Lisa Cook, the Federal Reserve governor enmeshed in a bitter court fight to keep her job, disclosed on the “property use” field of a preliminary loan estimate in May 2021 that an Atlanta residence is a “vacation home,” according to a review of the document first published Friday by Reuters.
Further, a second document from December 2021 – an SF-86 form used to obtain security clearance in the vetting process for her Fed nomination – describes the Atlanta condo as a “2nd home.”
The disclosures counter paperwork referenced in a criminal referral sent to the Justice Department last month by Federal Housing Finance Agency Director Bill Pulte. Pulte expressed concern that Cook may have committed mortgage fraud because a clause on a July 2021 document stipulated that the Georgia home would be her principal residence. Cook, two weeks earlier, allegedly had taken out a mortgage on a Michigan home, indicating that home would be a principal residence, according to the referral.
The DOJ, which represents President Donald Trump in his effort to fire Cook, did not mention the disclosures in a reply to an appeals court Sunday. The DOJ had requested the court stay a district judge’s ruling – allowing Cook to stay on at the Fed – by Monday. That would effectively bar Cook from voting along with the Federal Open Market Committee on Tuesday and Wednesday to set the interest rate.
Rather, the DOJ wrote, Cook “has provided no explanation for the contradictory representations apparent on the face of her mortgage agreements, and that alone is grounds to stay” the district judge’s preliminary injunction.
Cook’s lawyer, Abbe Lowell, in a filing Saturday, said a stay by the appeals court, would “be the first signal from the courts that our system of government is no longer able to guarantee the independence of the Federal Reserve.”
“Nothing would then stop the president from firing other members of the Board on similarly flimsy pretexts,” Lowell wrote. “The risks to the nation’s economy could be dire.”
The president can fire a Fed governor for cause.

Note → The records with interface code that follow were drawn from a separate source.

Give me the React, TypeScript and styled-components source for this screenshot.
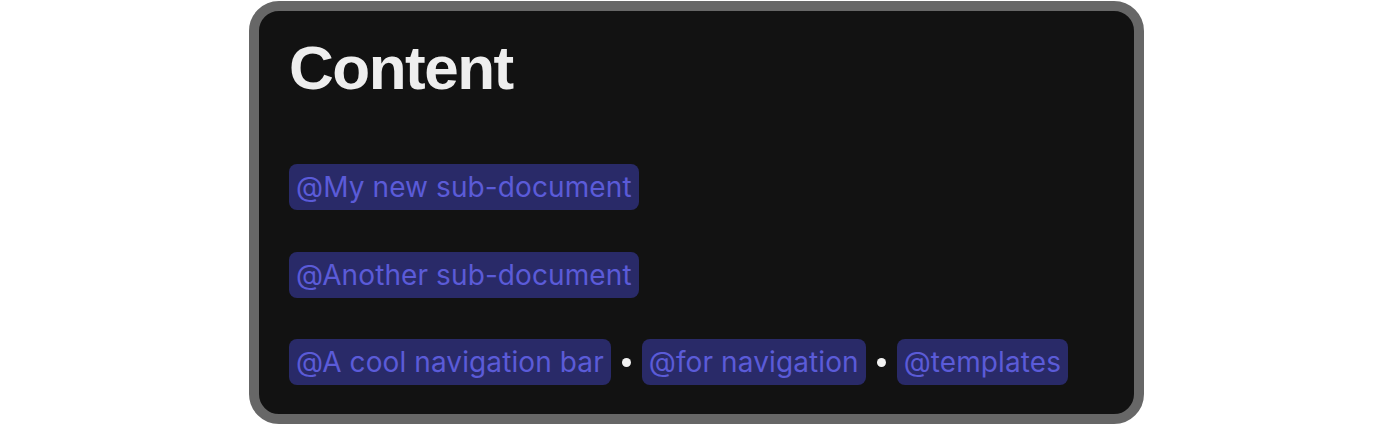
import React from "react";
import styled, { createGlobalStyle } from "styled-components";

const Global = createGlobalStyle`
  html, body { margin: 0; padding: 0; background: #ffffff; }
  body { font-family: "Inter", "Liberation Sans", sans-serif; }
`;

const Page = styled.div`
  display: flex;
  justify-content: center;
  padding-top: 1px;
`;

const Card = styled.div`
  box-sizing: border-box;
  width: 895px;
  height: 423px;
  background: #121212;
  border: 10px solid #676767;
  border-radius: 30px;
  padding: 22px 30px 0 30px;
  display: flex;
  flex-direction: column;
`;

const Title = styled.h1`
  margin: 0 0 61px 0;
  font-family: "Liberation Sans", Arial, sans-serif;
  font-weight: 700;
  font-size: 62px;
  line-height: 70px;
  letter-spacing: -1.5px;
  color: #eeeeee;
`;

const List = styled.div`
  display: flex;
  flex-direction: column;
  gap: 41.5px;
`;

const Row = styled.div`
  display: flex;
  align-items: center;
  gap: 11px;
`;

const Mention = styled.span`
  display: inline-flex;
  align-items: center;
  height: 46px;
  padding: 0 7px;
  border-radius: 8px;
  background: #292a68;
  color: #5b5bd8;
  font-family: "Inter", sans-serif;
  font-size: 28px;
  letter-spacing: 0.1px;
  line-height: 1;
`;

const Dot = styled.span`
  width: 9px;
  height: 9px;
  border-radius: 50%;
  background: #f2f2f2;
`;

export default function App() {
  const rows: string[][] = [
    ["My new sub-document"],
    ["Another sub-document"],
    ["A cool navigation bar", "for navigation", "templates"],
  ];
  return (
    <>
      <Global />
      <Page>
        <Card>
          <Title>Content</Title>
          <List>
            {rows.map((row, i) => (
              <Row key={i}>
                {row.map((m, j) => (
                  <React.Fragment key={m}>
                    {j > 0 && <Dot />}
                    <Mention>@{m}</Mention>
                  </React.Fragment>
                ))}
              </Row>
            ))}
          </List>
        </Card>
      </Page>
    </>
  );
}
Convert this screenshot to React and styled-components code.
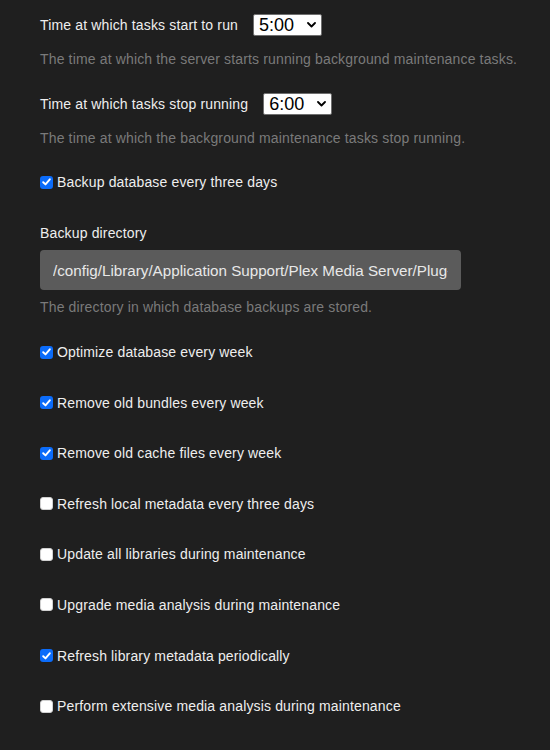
import React from "react";
import styled, { createGlobalStyle } from "styled-components";

const GlobalStyle = createGlobalStyle`
  html, body {
    margin: 0;
    padding: 0;
    background: #1f1f1f;
  }
  body {
    font-family: "Liberation Sans", Arial, sans-serif;
  }
`;

const Page = styled.div`
  width: 550px;
  min-height: 750px;
  box-sizing: border-box;
  padding: 14px 16px 0 40px;
  background: #1f1f1f;
  color: #eeeeee;
  font-size: 14px;
  letter-spacing: 0.15px;
`;

const Setting = styled.div`
  display: flex;
  flex-direction: column;
  margin-bottom: ${(p) => p.$gap}px;
`;

const InlineRow = styled.div`
  display: flex;
  align-items: center;
  gap: 15px;
  height: 22px;
`;

const Label = styled.label`
  color: #eeeeee;
  line-height: 20px;
`;

const Help = styled.div`
  margin-top: ${(p) => p.$top}px;
  color: #7a7a7a;
  line-height: 20px;
  white-space: nowrap;
`;

const SelectWrap = styled.div`
  position: relative;
  height: 22px;
`;

const Select = styled.select`
  appearance: none;
  -webkit-appearance: none;
  height: 22px;
  width: 69px;
  box-sizing: border-box;
  padding: 0 0 0 5px;
  background: #ffffff;
  border: 1px solid #6f6f6f;
  border-radius: 2px;
  color: #000000;
  font-family: "Liberation Sans", Arial, sans-serif;
  font-size: 18px;
  line-height: 20px;
`;

const Chevron = styled.svg`
  position: absolute;
  right: 6px;
  top: 8px;
  pointer-events: none;
`;

const TextInput = styled.input`
  margin-top: 7px;
  width: 421px;
  height: 40px;
  box-sizing: border-box;
  padding: 0 13px;
  border: none;
  border-radius: 4px;
  background: #5b5b5b;
  color: #e8e8e8;
  font-family: "Liberation Sans", Arial, sans-serif;
  font-size: 15.2px;
  letter-spacing: 0;
  outline: none;
`;

const CheckRow = styled.label`
  display: flex;
  align-items: center;
  gap: 4px;
  height: 20px;
  color: #eeeeee;
  line-height: 20px;
`;

const Box = styled.span`
  width: 13px;
  height: 13px;
  flex: none;
  box-sizing: border-box;
  border-radius: 3px;
  display: flex;
  align-items: center;
  justify-content: center;
  background: ${(p) => (p.$on ? "#0b6cfa" : "#ffffff")};
  border: ${(p) => (p.$on ? "none" : "1px solid #d0d0d0")};
`;

const TimeSelect = ({ value }) => (
  <SelectWrap>
    <Select defaultValue={value}>
      {["0:00", "1:00", "2:00", "3:00", "4:00", "5:00", "6:00", "7:00"].map((t) => (
        <option key={t}>{t}</option>
      ))}
    </Select>
    <Chevron width="9" height="6" viewBox="0 0 9 6">
      <path d="M1 1 L4.5 4.5 L8 1" fill="none" stroke="#000" strokeWidth="1.8" strokeLinecap="round" strokeLinejoin="round" />
    </Chevron>
  </SelectWrap>
);

const Check = ({ on, children, gap }) => (
  <Setting $gap={gap}>
    <CheckRow>
      <Box $on={on}>
        {on && (
          <svg width="9" height="8" viewBox="0 0 9 8">
            <path d="M1.2 4.2 L3.5 6.4 L7.8 1.3" fill="none" stroke="#fff" strokeWidth="1.9" strokeLinecap="round" strokeLinejoin="round" />
          </svg>
        )}
      </Box>
      {children}
    </CheckRow>
  </Setting>
);

const tasks = [
  ["Optimize database every week", true],
  ["Remove old bundles every week", true],
  ["Remove old cache files every week", true],
  ["Refresh local metadata every three days", false],
  ["Update all libraries during maintenance", false],
  ["Upgrade media analysis during maintenance", false],
  ["Refresh library metadata periodically", true],
  ["Perform extensive media analysis during maintenance", false],
];

export default function App() {
  return (
    <>
      <GlobalStyle />
      <Page>
        <Setting $gap={24}>
          <InlineRow>
            <Label>Time at which tasks start to run</Label>
            <TimeSelect value="5:00" />
          </InlineRow>
          <Help $top={13}>The time at which the server starts running background maintenance tasks.</Help>
        </Setting>
        <Setting $gap={24}>
          <InlineRow>
            <Label>Time at which tasks stop running</Label>
            <TimeSelect value="6:00" />
          </InlineRow>
          <Help $top={13}>The time at which the background maintenance tasks stop running.</Help>
        </Setting>
        <Check on gap={31}>Backup database every three days</Check>
        <Setting $gap={25}>
          <Label>Backup directory</Label>
          <TextInput readOnly value="/config/Library/Application Support/Plex Media Server/Plug-in Support/Databases" />
          <Help $top={7}>The directory in which database backups are stored.</Help>
        </Setting>
        {tasks.map(([text, on]) => (
          <Check key={text} on={on} gap={30.6}>
            {text}
          </Check>
        ))}
      </Page>
    </>
  );
}
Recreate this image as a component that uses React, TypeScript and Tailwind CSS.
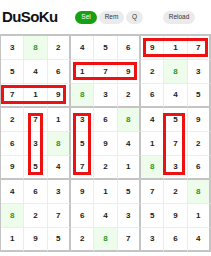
import React from "react";

const grid = [
  [3, 8, 2, 4, 5, 6, 9, 1, 7],
  [5, 4, 6, 1, 7, 9, 2, 8, 3],
  [7, 1, 9, 8, 3, 2, 6, 4, 5],
  [2, 7, 1, 3, 6, 8, 4, 5, 9],
  [6, 3, 8, 5, 9, 4, 1, 7, 2],
  [9, 5, 4, 7, 2, 1, 8, 3, 6],
  [4, 6, 3, 9, 1, 5, 7, 2, 8],
  [8, 2, 7, 6, 4, 3, 5, 9, 1],
  [1, 9, 5, 2, 8, 7, 3, 6, 4],
];

const boxes = [
  { l: 143, t: 4, w: 65, h: 19 },
  { l: 73, t: 28, w: 64, h: 18 },
  { l: 1, t: 51, w: 65, h: 19 },
  { l: 28, t: 79, w: 15, h: 62 },
  { l: 73, t: 79, w: 18, h: 62 },
  { l: 163, t: 79, w: 22, h: 62 },
];

function Cell({ v, r, c }: { v: number; r: number; c: number }) {
  const right =
    c === 8
      ? "border-r-2 border-r-[#c4c4c4]"
      : c % 3 === 2
      ? "border-r-2 border-r-[#c4c4c4]"
      : "border-r border-r-[#ececec]";
  const bottom =
    r % 3 === 2
      ? "border-b-2 border-b-[#c4c4c4]"
      : "border-b border-b-[#ececec]";
  const hl = v === 8;
  return (
    <div
      className={`h-[24px] flex items-center justify-center text-[8px] font-bold ${right} ${bottom} ${
        hl ? "bg-[#eefcec] text-[#1f9a1f]" : "bg-white text-[#222]"
      }`}
    >
      {v}
    </div>
  );
}

export default function App() {
  return (
    <div
      className="w-[211px] h-[256px] bg-white overflow-hidden"
      style={{ fontFamily: '"Liberation Sans", Arial, sans-serif' }}
    >
      <div className="h-[34px] flex items-center">
        <div className="ml-[2px] text-[15px] font-bold tracking-[-0.6px] text-[#111] w-[72px]">
          DuSoKu
        </div>
        <div className="flex items-center gap-[2px] ml-[1px]">
          <button className="h-[13px] w-[22px] rounded-full bg-[#16a016] text-white text-[6.5px] flex items-center justify-center">
            Sel
          </button>
          <button className="h-[13px] w-[25px] rounded-full bg-[#ebebeb] text-[#333] text-[6.5px] flex items-center justify-center">
            Rem
          </button>
          <button className="h-[13px] w-[17px] rounded-full bg-[#ebebeb] text-[#333] text-[6.5px] flex items-center justify-center">
            Q
          </button>
        </div>
        <button className="ml-[20px] h-[13px] w-[32px] rounded-full bg-[#ebebeb] text-[#333] text-[6.5px] flex items-center justify-center">
          Reload
        </button>
      </div>
      <div className="relative w-[211px]">
        <div className="grid grid-cols-9 border-l border-t-2 border-l-[#c4c4c4] border-t-[#c4c4c4]">
          {grid.map((row, r) =>
            row.map((v, c) => <Cell key={`${r}-${c}`} v={v} r={r} c={c} />)
          )}
        </div>
        {boxes.map((b, i) => (
          <div
            key={i}
            className="absolute border-[3px] border-[#ee1111]"
            style={{ left: b.l, top: b.t, width: b.w, height: b.h }}
          />
        ))}
      </div>
    </div>
  );
}
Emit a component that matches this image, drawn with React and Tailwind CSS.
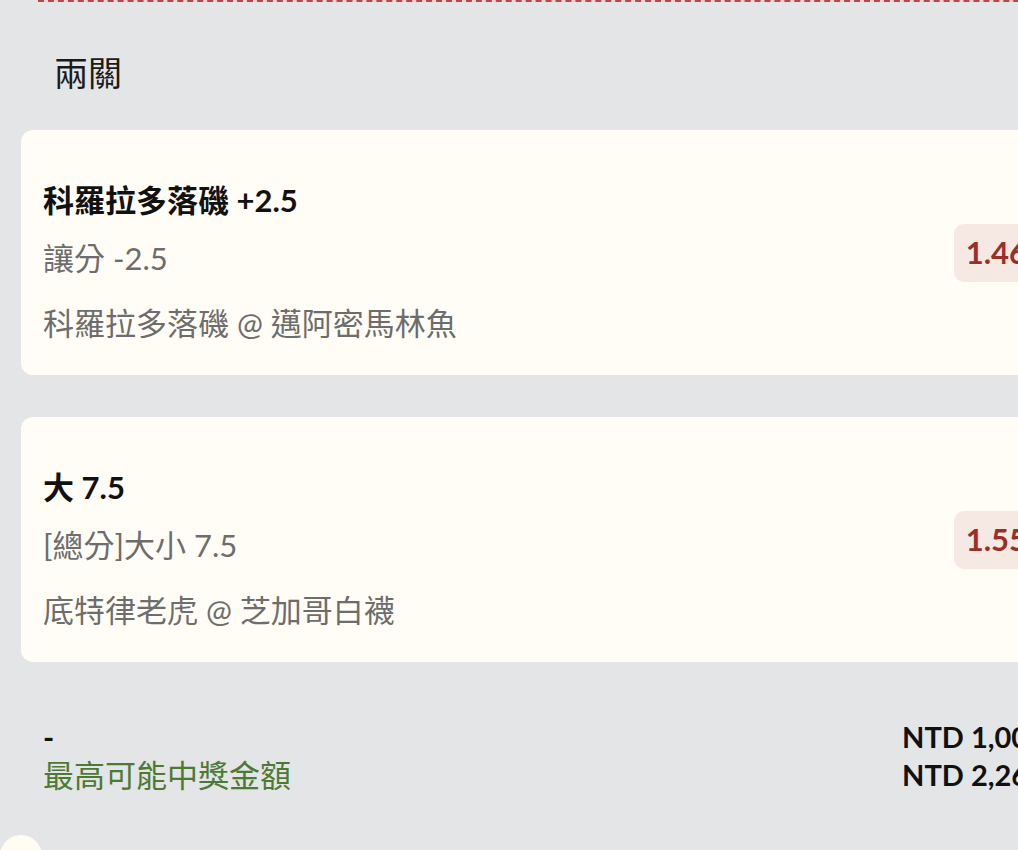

However, Lowell has consistently argued that the mortgage fraud allegations do not constitute cause and are, in effect, a prop to oust central bank officials who historically haven’t agreed with Trump’s outspoken demands to lower the interest rate.
Pulte, in a post Sunday on X, said Cook “has had 3.5 weeks to provide exonerating evidence, but instead, she leaks to the news media ‘estimates’ and then claims to the court that those news reports, which are her ‘creation,’ exonerate her.”
“She is so deceitful,” Pulte wrote. “Someone like this does not belong at the Fed.”
Kathleen Engel, a law professor at Suffolk University, said the loan estimate form “actually rebuts any inference that she engaged in fraud.”
“The fraud allegation is dramatically weakened by the evidence that this was on her application,” Engel told The New York Times.
The loan estimate, in a letter from a credit union, does not rise to the status of a legal document proving that Cook was transparent about her plans for the property. However, it infers she may have told the lender how she meant to use the home.
Pulte, in another X post Saturday, said Cook “represents herself as an extremely accomplished financial operator.”
“If Dr. Cook solicited estimates as a vacation home and then entered into a mortgage agreement as a primary residence, that is extremely concerning, and in my opinion, evidences further intent to defraud,” he wrote.
Cook, however, never requested a tax exemption for the Georgia home as a primary residence, according to a Fulton County tax official and a review of property records by Reuters. That may help her case.
In its reply Sunday, the DOJ referenced the district court’s temporary restraining order, calling the judge’s interpretation “backwards, reading in limitations that Congress knew how to impose but did not.”
Lowell, meanwhile, doubled down on the importance that the Fed remain above the sway of the president.
“Central banks like the Federal Reserve are independent for a reason: Even the perception of political influence can destroy the investor confidence that is essential for economic growth and stability,” Lowell wrote Saturday. “That bell cannot be unrung.”
Cook’s status is not the only question mark for this week’s FOMC meeting. The Senate is set Monday to vote on whether to confirm Stephen Miran, a Trump nominee, to another Fed board seat.
Miran, whose Fed term would expire in January, is serving as chair of the White House’s Council of Economic Advisers, and has said he would take an unpaid leave of absence from his White House job while serving at the central bank. That has raised criticism from Democrats – largely, on the question of how independent Miran could be if he plans to return to a job under Trump.
If confirmed, the Trump administration presumably would want to install him ahead of Tuesday’s FOMC meeting to lock in a vote to lower the interest rate.